Would you repeat the listing exactly but omit every picture?

**Recorded data**.

┄┄┄┄┄┄┄┄┄┄┄┄┄┄┄┄┄┄┄┄

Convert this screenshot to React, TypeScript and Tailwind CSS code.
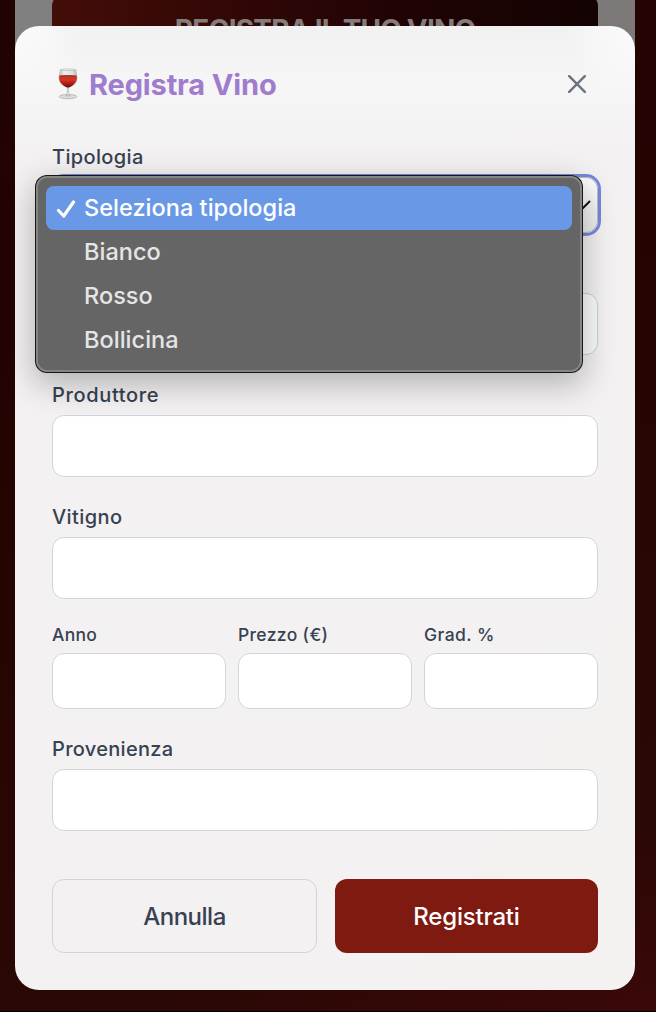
import { useState } from "react";
import type { ReactNode } from "react";

const OPTIONS = ["Seleziona tipologia", "Bianco", "Rosso", "Bollicina"];

function WineGlass() {
  return (
    <svg width="20" height="32" viewBox="0 0 20 32" fill="none" aria-hidden="true">
      <defs>
        <linearGradient id="glass" x1="0" x2="1" y1="0" y2="0">
          <stop offset="0" stopColor="#b5b7b5" />
          <stop offset="0.3" stopColor="#eef0ee" />
          <stop offset="0.75" stopColor="#dfe1df" />
          <stop offset="1" stopColor="#adafad" />
        </linearGradient>
        <linearGradient id="wine" x1="0" x2="0" y1="0" y2="1">
          <stop offset="0" stopColor="#b93a2c" />
          <stop offset="0.35" stopColor="#d93422" />
          <stop offset="0.7" stopColor="#a81c12" />
          <stop offset="1" stopColor="#4c100c" />
        </linearGradient>
      </defs>
      <ellipse cx="10" cy="28.600" rx="8.800" ry="2.100" fill="#dcdddc" stroke="#a6a7a6" strokeWidth="0.7" />
      <path d="M9 19h2l.4 8 2.200 1.200H6.400L8.600 27z" fill="#b3b3b2" />
      <path d="M9.600 20.500h.9v7h-.9z" fill="#f6f6f6" />
      <path d="M2 1.500C1.300 5 .7 7.500.7 10c0 5.200 4.100 9.300 9.300 10.200 5.200-.9 9.300-5 9.300-10.200 0-2.500-.6-5-1.300-8.500z" fill="url(#glass)" />
      <path d="M1.200 8c-.9 5.200 3.200 10.500 8.800 11.700 5.600-1.200 9.700-6.500 8.800-11.700-3.800-1-13.800-1-17.600 0z" fill="url(#wine)" />
      <ellipse cx="10" cy="8.100" rx="8.700" ry="1.100" fill="#a83c31" />
      <ellipse cx="10" cy="1.800" rx="8" ry=".8" fill="#eceeec" stroke="#aaabaa" strokeWidth=".5" />
    </svg>
  );
}

function Field({ label, labelClass, children }: { label?: string; labelClass?: string; children?: ReactNode }) {
  return (
    <label className="block">
      <span className={`relative top-px mb-[9px] block h-6 text-[20px] leading-6 font-[470] whitespace-nowrap ${labelClass ?? ""}`}>{label}</span>
      {children ?? <input className="block h-[62px] w-full rounded-xl border border-[#d1d5db] bg-white px-4 outline-none" />}
    </label>
  );
}

function SmallField({ label, labelClass }: { label: string; labelClass: string }) {
  return (
    <label className="block min-w-0">
      <span className={`relative top-px mb-[7px] block h-6 text-[17.5px] leading-6 font-[470] whitespace-nowrap ${labelClass}`}>{label}</span>
      <input className="block h-14 w-full rounded-xl border border-[#d1d5db] bg-white px-4 outline-none" />
    </label>
  );
}

export default function App() {
  const [selected, setSelected] = useState(0);

  return (
    <div className="relative h-[1012px] w-[656px] overflow-hidden border-b border-black bg-[linear-gradient(160deg,#210302_0%,#250502_45%,#2a0805_85%,#3b0808_100%)] font-['Inter',sans-serif] text-[#374151]">
      <div className="mx-[15px] flex w-[620px] rounded-b-3xl bg-gradient-to-r from-[#808080] to-[#7d7979] px-[37px] pb-4">
        <div className="-mt-1.5 flex h-[72px] w-full items-center justify-center rounded-xl bg-[linear-gradient(90deg,#430d09_0%,#360806_25%,#200305_65%,#130302_100%)]">
          <span className="text-[28px] font-bold tracking-[-0.8px] whitespace-nowrap text-[#837c7b]">REGISTRA IL TUO VINO</span>
        </div>
      </div>

      <section className="absolute top-[26px] left-[15px] h-[964px] w-[620px] rounded-3xl bg-[radial-gradient(circle_at_0_0,#fcfcfc_0,#fcfcfc00_70px),radial-gradient(circle_at_100%_0,#fcfcfc_0,#fcfcfc00_70px),linear-gradient(180deg,#f2f1f1_0%,#f6f6f6_6%,#f3f1f2_13%,#f3f1f200_14%),linear-gradient(120deg,#f3f1f2_76%,#f3f2f0_84%)] p-[37px]">
        <header className="flex h-[42px] items-center justify-between">
          <h1 className="flex items-center pl-[6px] text-[29px] font-bold text-[#a07ccf]">
            <WineGlass />
            <span className="relative top-px ml-[11px] tracking-[-0.150px] whitespace-nowrap">Registra Vino</span>
          </h1>
          <button className="mr-[12px] block" aria-label="Chiudi">
            <svg width="18" height="18" viewBox="0 0 18 18" fill="none" stroke="#6b7280" strokeWidth="2.400" strokeLinecap="round">
              <path d="M1.200 1.200l15.600 15.600M16.800 1.200L1.200 16.800" />
            </svg>
          </button>
        </header>

        <form className="mt-[39px] flex flex-col" onSubmit={(e) => e.preventDefault()}>
          <div className="flex flex-col gap-[27px]">
            <Field label="Tipologia" labelClass="tracking-[0.350px]">
              <div className="flex h-14 items-center justify-end rounded-xl border border-[#b9bdc6] bg-gradient-to-b from-white to-[#ececec] pr-[6px] ring-3 ring-[#7788dc]">
                <svg width="16" height="10" viewBox="0 0 16 10" fill="none" stroke="#111" strokeWidth="2" strokeLinecap="round" strokeLinejoin="round">
                  <path d="M1.500 1.500L8 8l6.500-6.500" />
                </svg>
              </div>
            </Field>
            <Field>
              <input className="block h-[62px] w-full rounded-xl border border-[#cbd0d2] bg-[#fbfcfc] px-4 outline-none" />
            </Field>
            <Field label="Produttore" labelClass="tracking-[0.650px]" />
            <Field label="Vitigno" labelClass="tracking-[0.4px]" />
          </div>
          <div className="mt-[23px] grid grid-cols-3 gap-3">
            <SmallField label="Anno" labelClass="tracking-[0.250px]" />
            <SmallField label="Prezzo (€)" labelClass="tracking-[0.350px]" />
            <SmallField label="Grad. %" labelClass="tracking-[0.450px]" />
          </div>
          <div className="mt-[27px]">
            <Field label="Provenienza" labelClass="tracking-[0.3px]" />
          </div>
          <div className="mt-12 flex h-[74px] gap-[18px] text-[24px] font-[470]">
            <button className="w-[265px] rounded-xl border border-[#d1d5db]" type="button">
              <span className="relative top-px tracking-[-0.5px]">Annulla</span>
            </button>
            <button className="w-[263px] rounded-xl bg-[#7f1a11] text-white" type="submit">
              <span className="relative top-px tracking-[-0.2px]">Registrati</span>
            </button>
          </div>
        </form>
      </section>

      <ul className="absolute top-[176px] left-[36px] h-[196px] w-[546px] rounded-[11px] border-2 border-[#858585] bg-[#666565] px-2 py-2 text-[23.5px] font-[460] text-[#e5e5e5] shadow-[0_0_0_1px_#171717,0_10px_32px_3px_rgba(0,0,0,0.26)]">
        {OPTIONS.map((option, index) => (
          <li
            key={option}
            onClick={() => setSelected(index)}
            className={`flex h-11 items-center rounded-lg ${index === selected ? "bg-[#6999e6] text-white" : ""}`}
          >
            <span className="flex w-[38px] items-center pl-[10px]">
              {index === selected && (
                <svg width="21" height="20" viewBox="0 0 21 20" fill="none" stroke="white" strokeWidth="3.200" strokeLinecap="round" strokeLinejoin="round">
                  <path d="M2.500 12.500l5.200 5.500L17.500 4" />
                </svg>
              )}
            </span>
            <span className="tracking-[0.030px] whitespace-nowrap">{option}</span>
          </li>
        ))}
      </ul>
    </div>
  );
}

┄┄┄┄┄┄┄┄┄┄┄┄┄┄┄┄┄┄┄┄

**Problem solution**.
Convert this screenshot to React, TypeScript and Tailwind CSS code.
import { useState } from "react";
import type { ReactNode } from "react";

const OPTIONS = ["Seleziona tipologia", "Bianco", "Rosso", "Bollicina"];

function WineGlass() {
  return (
    <svg width="20" height="32" viewBox="0 0 20 32" fill="none" aria-hidden="true">
      <defs>
        <linearGradient id="glass" x1="0" x2="1" y1="0" y2="0">
          <stop offset="0" stopColor="#b5b7b5" />
          <stop offset="0.3" stopColor="#eef0ee" />
          <stop offset="0.75" stopColor="#dfe1df" />
          <stop offset="1" stopColor="#adafad" />
        </linearGradient>
        <linearGradient id="wine" x1="0" x2="0" y1="0" y2="1">
          <stop offset="0" stopColor="#b93a2c" />
          <stop offset="0.35" stopColor="#d93422" />
          <stop offset="0.7" stopColor="#a81c12" />
          <stop offset="1" stopColor="#4c100c" />
        </linearGradient>
      </defs>
      <ellipse cx="10" cy="28.600" rx="8.800" ry="2.100" fill="#dcdddc" stroke="#a6a7a6" strokeWidth="0.7" />
      <path d="M9 19h2l.4 8 2.200 1.200H6.400L8.600 27z" fill="#b3b3b2" />
      <path d="M9.600 20.500h.9v7h-.9z" fill="#f6f6f6" />
      <path d="M2 1.500C1.300 5 .7 7.500.7 10c0 5.200 4.100 9.300 9.300 10.200 5.200-.9 9.300-5 9.300-10.200 0-2.500-.6-5-1.300-8.500z" fill="url(#glass)" />
      <path d="M1.200 8c-.9 5.200 3.200 10.500 8.800 11.700 5.600-1.200 9.700-6.500 8.800-11.700-3.800-1-13.800-1-17.600 0z" fill="url(#wine)" />
      <ellipse cx="10" cy="8.100" rx="8.700" ry="1.100" fill="#a83c31" />
      <ellipse cx="10" cy="1.800" rx="8" ry=".8" fill="#eceeec" stroke="#aaabaa" strokeWidth=".5" />
    </svg>
  );
}

function Field({ label, labelClass, children }: { label?: string; labelClass?: string; children?: ReactNode }) {
  return (
    <label className="block">
      <span className={`relative top-px mb-[9px] block h-6 text-[20px] leading-6 font-[470] whitespace-nowrap ${labelClass ?? ""}`}>{label}</span>
      {children ?? <input className="block h-[62px] w-full rounded-xl border border-[#d1d5db] bg-white px-4 outline-none" />}
    </label>
  );
}

function SmallField({ label, labelClass }: { label: string; labelClass: string }) {
  return (
    <label className="block min-w-0">
      <span className={`relative top-px mb-[7px] block h-6 text-[17.5px] leading-6 font-[470] whitespace-nowrap ${labelClass}`}>{label}</span>
      <input className="block h-14 w-full rounded-xl border border-[#d1d5db] bg-white px-4 outline-none" />
    </label>
  );
}

export default function App() {
  const [selected, setSelected] = useState(0);

  return (
    <div className="relative h-[1012px] w-[656px] overflow-hidden border-b border-black bg-[linear-gradient(160deg,#210302_0%,#250502_45%,#2a0805_85%,#3b0808_100%)] font-['Inter',sans-serif] text-[#374151]">
      <div className="mx-[15px] flex w-[620px] rounded-b-3xl bg-gradient-to-r from-[#808080] to-[#7d7979] px-[37px] pb-4">
        <div className="-mt-1.5 flex h-[72px] w-full items-center justify-center rounded-xl bg-[linear-gradient(90deg,#430d09_0%,#360806_25%,#200305_65%,#130302_100%)]">
          <span className="text-[28px] font-bold tracking-[-0.8px] whitespace-nowrap text-[#837c7b]">REGISTRA IL TUO VINO</span>
        </div>
      </div>

      <section className="absolute top-[26px] left-[15px] h-[964px] w-[620px] rounded-3xl bg-[radial-gradient(circle_at_0_0,#fcfcfc_0,#fcfcfc00_70px),radial-gradient(circle_at_100%_0,#fcfcfc_0,#fcfcfc00_70px),linear-gradient(180deg,#f2f1f1_0%,#f6f6f6_6%,#f3f1f2_13%,#f3f1f200_14%),linear-gradient(120deg,#f3f1f2_76%,#f3f2f0_84%)] p-[37px]">
        <header className="flex h-[42px] items-center justify-between">
          <h1 className="flex items-center pl-[6px] text-[29px] font-bold text-[#a07ccf]">
            <WineGlass />
            <span className="relative top-px ml-[11px] tracking-[-0.150px] whitespace-nowrap">Registra Vino</span>
          </h1>
          <button className="mr-[12px] block" aria-label="Chiudi">
            <svg width="18" height="18" viewBox="0 0 18 18" fill="none" stroke="#6b7280" strokeWidth="2.400" strokeLinecap="round">
              <path d="M1.200 1.200l15.600 15.600M16.800 1.200L1.200 16.800" />
            </svg>
          </button>
        </header>

        <form className="mt-[39px] flex flex-col" onSubmit={(e) => e.preventDefault()}>
          <div className="flex flex-col gap-[27px]">
            <Field label="Tipologia" labelClass="tracking-[0.350px]">
              <div className="flex h-14 items-center justify-end rounded-xl border border-[#b9bdc6] bg-gradient-to-b from-white to-[#ececec] pr-[6px] ring-3 ring-[#7788dc]">
                <svg width="16" height="10" viewBox="0 0 16 10" fill="none" stroke="#111" strokeWidth="2" strokeLinecap="round" strokeLinejoin="round">
                  <path d="M1.500 1.500L8 8l6.500-6.500" />
                </svg>
              </div>
            </Field>
            <Field>
              <input className="block h-[62px] w-full rounded-xl border border-[#cbd0d2] bg-[#fbfcfc] px-4 outline-none" />
            </Field>
            <Field label="Produttore" labelClass="tracking-[0.650px]" />
            <Field label="Vitigno" labelClass="tracking-[0.4px]" />
          </div>
          <div className="mt-[23px] grid grid-cols-3 gap-3">
            <SmallField label="Anno" labelClass="tracking-[0.250px]" />
            <SmallField label="Prezzo (€)" labelClass="tracking-[0.350px]" />
            <SmallField label="Grad. %" labelClass="tracking-[0.450px]" />
          </div>
          <div className="mt-[27px]">
            <Field label="Provenienza" labelClass="tracking-[0.3px]" />
          </div>
          <div className="mt-12 flex h-[74px] gap-[18px] text-[24px] font-[470]">
            <button className="w-[265px] rounded-xl border border-[#d1d5db]" type="button">
              <span className="relative top-px tracking-[-0.5px]">Annulla</span>
            </button>
            <button className="w-[263px] rounded-xl bg-[#7f1a11] text-white" type="submit">
              <span className="relative top-px tracking-[-0.2px]">Registrati</span>
            </button>
          </div>
        </form>
      </section>

      <ul className="absolute top-[176px] left-[36px] h-[196px] w-[546px] rounded-[11px] border-2 border-[#858585] bg-[#666565] px-2 py-2 text-[23.5px] font-[460] text-[#e5e5e5] shadow-[0_0_0_1px_#171717,0_10px_32px_3px_rgba(0,0,0,0.26)]">
        {OPTIONS.map((option, index) => (
          <li
            key={option}
            onClick={() => setSelected(index)}
            className={`flex h-11 items-center rounded-lg ${index === selected ? "bg-[#6999e6] text-white" : ""}`}
          >
            <span className="flex w-[38px] items-center pl-[10px]">
              {index === selected && (
                <svg width="21" height="20" viewBox="0 0 21 20" fill="none" stroke="white" strokeWidth="3.200" strokeLinecap="round" strokeLinejoin="round">
                  <path d="M2.500 12.500l5.200 5.500L17.500 4" />
                </svg>
              )}
            </span>
            <span className="tracking-[0.030px] whitespace-nowrap">{option}</span>
          </li>
        ))}
      </ul>
    </div>
  );
}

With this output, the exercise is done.